Wake Up, Sleeping Beauty, Vol. 1

By Megumi Morino. Released in Japan as “Ohayou, Ibarahime” by Kodansha, serialized in the magazine Dessert. Released in North America by Kodansha Comics. Translated by Alethea and Athena Nibley.

We’ve all seen the type of story where you meet someone, start to fall in love with them, and then find out that either a) they have a terrible secret that they’ve been hiding, or b) they actually turn out to be completely different from how you thought they were. And sometimes it’s both, as is the case with Wake Up, Sleeping Beauty, which actually has the guy as the viewpoint character for once, and the girl as the one around whom the plot revolves. It’s a good plot, one that draws on the supernatural but doesn’t overly drown in it, and the story is dramatic and serious without being too angsty. I would argue that the heroine suffers from something of a lack of presence… but given that’s almost the point, it seems churlish.

Our hero is Tetsu, a bright young lad who has some tragedy in his life that is driving him to earn money, over the objections of his father, who doesn’t think he’s mature enough to move right into the workforce. (Dad is right, but Tetsu’s the hero, so he’s going to get away with it.) Tetsu ends up becoming a housekeeper at a mansion owned by a rich family. They’re under orders not to go into the small house at the back of the garden, where the family’s reclusive daughter, Shizu, lives. So, what does Tetsu do within the first few pages? Goes out to the garden and meets Shizu, who at least seems nice. Sadly, he also loses his bankbook at some point, and desperately goes to search for it. Shizu has it, and turns out to be a lot less frail and willowy than she first appeared – in fact, she’s a bit of a hyperactive terror. Is there a reason for the difference? And will Tetsu be able to keep being friends with her once he finds out the truth?

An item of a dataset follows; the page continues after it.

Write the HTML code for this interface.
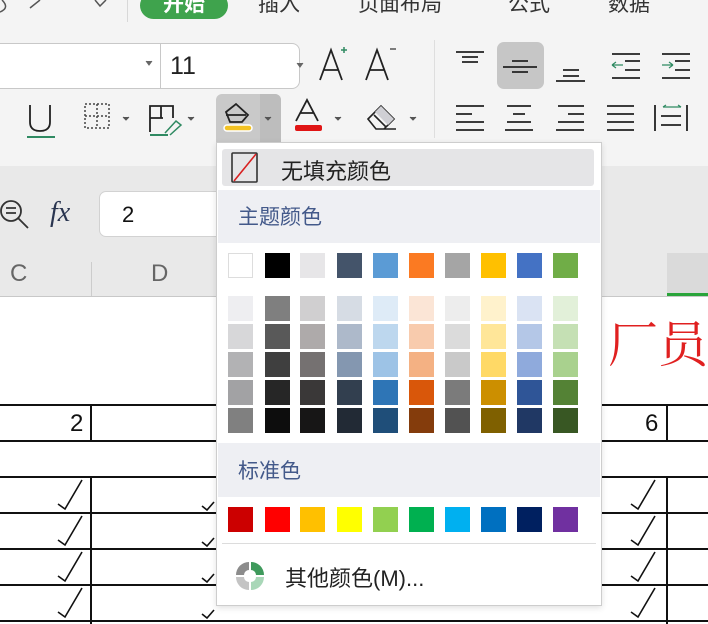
<!DOCTYPE html>
<html><head><meta charset="utf-8"><style>
*{margin:0;padding:0;box-sizing:border-box}
body{width:708px;height:624px;overflow:hidden;position:relative;background:#fff;font-family:"Liberation Sans","Noto Sans CJK SC",sans-serif}
.a{position:absolute}
.sw{position:absolute;width:25px;height:25px}
</style></head><body>
<div class="a" style="left:0;top:0;width:708px;height:166px;background:#f4f4f4"></div>
<div class="a" style="left:0;top:166px;width:708px;height:131px;background:#e9e9e9"></div>
<div class="a" style="left:0;top:296px;width:708px;height:1px;background:#c8c8c8"></div>
<!-- tabs -->
<div class="a" style="left:140px;top:-8px;width:88px;height:27px;border-radius:14px;background:#3fa34d"></div>
<div class="a" style="left:140px;top:-12px;width:88px;text-align:center;color:#fff;font-weight:bold;font-size:21px">开始</div>
<div class="a" style="left:258px;top:-12px;font-size:21px;color:#333">插入</div>
<div class="a" style="left:358px;top:-12px;font-size:21px;color:#333">页面布局</div>
<div class="a" style="left:508px;top:-12px;font-size:21px;color:#333">公式</div>
<div class="a" style="left:608px;top:-12px;font-size:21px;color:#333">数据</div>
<div class="a" style="left:127px;top:0;width:1px;height:22px;background:#d8d8d8"></div>
<div class="a" style="left:434px;top:40px;width:1px;height:98px;background:#dedede"></div>
<!-- font box -->
<div class="a" style="left:-10px;top:43px;width:310px;height:46px;background:#fff;border:1px solid #c8c8c8;border-radius:8px"></div>
<div class="a" style="left:160px;top:43px;width:1px;height:46px;background:#c8c8c8"></div>
<div class="a" style="left:170px;top:52px;font-size:25px;color:#222">11</div>
<!-- fill btn -->
<div class="a" style="left:216px;top:94px;width:65px;height:48px;background:#c9c9c9;border-radius:6px 6px 0 0"></div>
<div class="a" style="left:260px;top:94px;width:21px;height:48px;background:#bdbdbd;border-radius:0 6px 0 0"></div>
<div class="a" style="left:497px;top:42px;width:47px;height:47px;background:#c6c6c6;border-radius:7px"></div>
<svg class="a" style="left:0;top:0" width="708" height="160" fill="none" stroke="#222" stroke-width="2">
<path d="M2 0 Q10 8 0 12 M40 0 L30 8 M95 0 L100 6 L106 0" stroke="#555" stroke-width="1.5"/>
<path d="M146 61 l3 4 l3 -4 M297 63 l3 4 l3 -4" stroke="#666" fill="#666" stroke-width="1"/>
<path d="M320 80 L331 50 L342 80 M324 70 H338 M424 60" stroke-width="1.8"/>
<path d="M341 50 h6 M344 47 v6" stroke="#2f8a62" stroke-width="1.5"/>
<path d="M366 80 L377 50 L388 80 M370 70 H384" stroke-width="1.8"/>
<path d="M390 49 h6" stroke="#555" stroke-width="1.5"/>
<path d="M30 105 V122 Q30 131 40 131 Q50 131 50 122 V105" stroke-width="1.8"/>
<path d="M27 137 H55" stroke="#2f8a62" stroke-width="2"/>
<path d="M85 104 H109 V128 H85 Z M97 104 V128 M85 116 H109" stroke="#444" stroke-width="1.5" stroke-dasharray="2 2"/>
<path d="M123 117 l3 3 l3 -3 M188 117 l3 3 l3 -3 M265 117 l3 3 l3 -3 M335 117 l3 3 l3 -3 M410 117 l3 3 l3 -3" stroke="#555" fill="#555" stroke-width="1"/>
<path d="M150 132 V106 H173 V118 M150 118 H163 M161 106 V118" stroke-width="1.8"/>
<path d="M165 133 L176 121 L181 125 L170 135" stroke="#2f8a62" stroke-width="1.5"/>
<path d="M150 135 H168" stroke="#2f8a62" stroke-width="2"/>
<path d="M226 112 L236 104 L248 115 L242 122 H230 Z M226 115 H246" stroke-width="1.8"/>
<rect x="224" y="125" width="28" height="6" rx="3" fill="#f2c224" stroke="#fff" stroke-width="1.5"/>
<path d="M296 121 L307 100 L318 121 M300 113 H314" stroke-width="1.8"/>
<rect x="295" y="125" width="27" height="6" rx="2" fill="#e01515" stroke="none"/>
<path d="M368 119 L381 106 L394 119 L384 129 H376 Z M374 115 L386 127 M376 129 H396" stroke-width="1.6"/>
<path d="M381 106 L394 119 L388 125 L375 112 Z" fill="#cfcfd4" stroke="none"/>
<g stroke-width="1.8">
<path d="M456 52 H484 M462 57 H478 M462 62 H478"/>
<path d="M512 61 H528 M503 67 H537 M512 72 H528"/>
<path d="M563 70 H579 M563 76 H579 M556 81 H585"/>
<path d="M612 54 H640 M625 61 H640 M625 70 H640 M612 78 H640"/>
<path d="M662 54 H690 M675 61 H690 M675 70 H690 M662 78 H690"/>
<path d="M456 106 H484 M456 114 H472 M456 122 H484 M456 130 H484"/>
<path d="M507 106 H531 M513 114 H525 M507 122 H531 M505 130 H533"/>
<path d="M558 106 H584 M568 114 H584 M558 122 H584 M556 130 H584"/>
<path d="M607 106 H634 M607 114 H634 M607 122 H634 M607 130 H634"/>
<path d="M655 105 V131 M687 105 V131 M661 116 H681 M661 125 H681"/>
</g>
<path d="M612 65 H623 M612 65 l4 -3 M612 65 l4 3 M662 65 H673 M673 65 l-4 -3 M673 65 l-4 3 M663 107 h18 M663 107 l3 -2 M681 107 l-3 -2" stroke="#2f8a62" stroke-width="1.2"/>
</svg>
<!-- formula bar -->
<svg class="a" style="left:0;top:195px" width="90" height="40" fill="none" stroke="#333" stroke-width="1.8">
<circle cx="11" cy="16" r="10"/><path d="M18 23 L28 33 M6 13 H16 M6 18 H16" />
</svg>
<div class="a" style="left:50px;top:197px;font-family:'Liberation Serif',serif;font-style:italic;font-size:28px;color:#2a3550">fx</div>
<div class="a" style="left:99px;top:191px;width:140px;height:46px;background:#fff;border:1px solid #d2d2d2;border-radius:7px"></div>
<div class="a" style="left:122px;top:202px;font-size:22px;color:#111">2</div>
<div class="a" style="left:10px;top:260px;font-size:24px;color:#666">C</div>
<div class="a" style="left:151px;top:260px;font-size:24px;color:#666">D</div>
<div class="a" style="left:91px;top:262px;width:1px;height:34px;background:#ccc"></div>
<div class="a" style="left:667px;top:253px;width:41px;height:43px;background:#dadada"></div>
<div class="a" style="left:667px;top:293px;width:41px;height:3px;background:#2aa43a"></div>
<!-- sheet -->
<div class="a" style="left:608px;top:305px;font-size:50px;color:#e02020;font-family:'Noto Serif CJK SC',serif">厂员</div>
<div class="a" style="left:0;top:404px;width:708px;height:2px;background:#111"></div>
<div class="a" style="left:0;top:440px;width:708px;height:2px;background:#111"></div>
<div class="a" style="left:0;top:476px;width:708px;height:2px;background:#111"></div>
<div class="a" style="left:0;top:512px;width:708px;height:2px;background:#111"></div>
<div class="a" style="left:0;top:548px;width:708px;height:2px;background:#111"></div>
<div class="a" style="left:0;top:584px;width:708px;height:2px;background:#111"></div>
<div class="a" style="left:0;top:620px;width:708px;height:2px;background:#111"></div>
<div class="a" style="left:90px;top:404px;width:2px;height:38px;background:#111"></div>
<div class="a" style="left:90px;top:476px;width:2px;height:148px;background:#111"></div>
<div class="a" style="left:666px;top:404px;width:2px;height:38px;background:#111"></div>
<div class="a" style="left:666px;top:476px;width:2px;height:148px;background:#111"></div>
<div class="a" style="left:70px;top:410px;font-size:24px;color:#111">2</div>
<div class="a" style="left:645px;top:410px;font-size:24px;color:#111">6</div>
<svg class="a" style="left:0;top:476px" width="708" height="148" fill="none" stroke="#111" stroke-width="1.6">
<g id="c"><path d="M58 28 L65 33 L82 4"/><path d="M58 64 L65 69 L82 40"/><path d="M58 100 L65 105 L82 76"/><path d="M58 136 L65 141 L82 112"/></g>
<path d="M631 28 L638 33 L655 4 M631 64 L638 69 L655 40 M631 100 L638 105 L655 76 M631 136 L638 141 L655 112"/>
<path d="M202 30 L207 34 L214 26 M202 66 L207 70 L214 62 M202 102 L207 106 L214 98 M202 138 L207 142 L214 134"/>
</svg>
<!-- dropdown -->
<div class="a" style="left:216px;top:142px;width:386px;height:464px;background:#fff;border:1px solid #cdcdcd;box-shadow:0 2px 6px rgba(0,0,0,.12)"></div>
<div class="a" style="left:222px;top:149px;width:372px;height:37px;background:#e5e5e7;border-radius:3px"></div>
<svg class="a" style="left:231px;top:152px" width="30" height="32"><rect x="1" y="1" width="25" height="29" fill="none" stroke="#333" stroke-width="1.6" rx="1"/><path d="M3 29 L25 2" stroke="#d82020" stroke-width="1.6"/></svg>
<div class="a" style="left:281px;top:154px;font-size:22px;color:#222">无填充颜色</div>
<div class="a" style="left:218px;top:190px;width:382px;height:53px;background:#eeeff3"></div>
<div class="a" style="left:238px;top:201px;font-size:21px;color:#43598a">主题颜色</div>
<div class="a" style="left:218px;top:443px;width:382px;height:54px;background:#eeeff3"></div>
<div class="a" style="left:238px;top:455px;font-size:21px;color:#43598a">标准色</div>
<div class="a" style="left:222px;top:543px;width:374px;height:1px;background:#dcdcdc"></div>
<svg class="a" style="left:234px;top:560px" width="32" height="32">
<path d="M15 2 A13 13 0 0 0 2 15 H10 A5 5 0 0 1 15 10 Z" fill="#8c8c8c"/>
<path d="M17 2 A13 13 0 0 1 30 15 H22 A5 5 0 0 0 17 10 Z" fill="#3f9a5c"/>
<path d="M2 17 A13 13 0 0 0 15 30 V22 A5 5 0 0 1 10 17 Z" fill="#c4c4c4"/>
<path d="M30 17 A13 13 0 0 1 17 30 V22 A5 5 0 0 0 22 17 Z" fill="#a9d7b8"/>
</svg>
<div class="a" style="left:285px;top:561px;font-size:22px;color:#222">其他颜色(M)...</div>
<div id="sw"></div>
<script>
var xs=[228,265,300,337,373,409,445,481,517,553];
var top1=["#ffffff","#000000","#e7e6e8","#44546a","#5b9bd5","#fb7a22","#a5a5a5","#ffc000","#4472c4","#70ad47"];
var g=[["#eeeef1","#d7d7d9","#b2b2b4","#a2a2a4","#808080"],["#7f7f7f","#595959","#3f3f3f","#262626","#0d0d0d"],["#d0cfd0","#aeaaaa","#757171","#3a3838","#171616"],["#d6dce4","#adb9ca","#8497b0","#323f4f","#222a35"],["#deebf7","#bdd7ee","#9dc3e6","#2e75b6","#1f4e79"],["#fbe5d6","#f8cbad","#f4b183","#d9570a","#843c0c"],["#ededed","#dbdbdb","#c9c9c9","#7b7b7b","#525252"],["#fff2cc","#ffe699","#ffd966","#cc8f00","#7f6000"],["#dae3f3","#b4c7e7","#8faadc","#2f5597","#203864"],["#e2f0d9","#c5e0b4","#a9d18e","#548235","#385723"]];
var st=["#cc0000","#ff0000","#ffc000","#ffff00","#92d050","#00b050","#00b0f0","#0070c0","#002060","#7030a0"];
var h="";
for(var i=0;i<10;i++){
h+='<div class="sw" style="left:'+xs[i]+'px;top:253px;background:'+top1[i]+(i==0?';border:1px solid #ddd':'')+'"></div>';
for(var r=0;r<5;r++)h+='<div class="sw" style="left:'+xs[i]+'px;top:'+(296+r*28)+'px;background:'+g[i][r]+'"></div>';
h+='<div class="sw" style="left:'+xs[i]+'px;top:507px;background:'+st[i]+'"></div>';
}
document.getElementById("sw").innerHTML=h;
</script>
</body></html>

It’s sort of hard to discuss the manga without discussing its gimmick, but I will do my best. Shizu’s nature means that she is very different at different times, and for the most part we follow Tetsu as he finds out about it, falls into a state of shock, recovers, tries to be friends with her anyway, has a disastrous outing, tries to distance himself, and finally returns to the “be friends” with greater resolve. He’s a good kid, and I like his family as well – thank goodness that he’s fighting with his father but it’s not the standard evil uncaring manga dad. (I also love one of the sisters, Ryo, but I admit she barely appears – she just fits a type I really like). The book balances out mystery, romance and pathos in equal doses, and the leads are nice – you want them to overcome their problems. Also, it’s only 6 volumes, so should not wear out its welcome. If you want to try a new shoujo series with a sweet male lead who’s working hard, Wake Up, Sleeping Beauty is a good choice.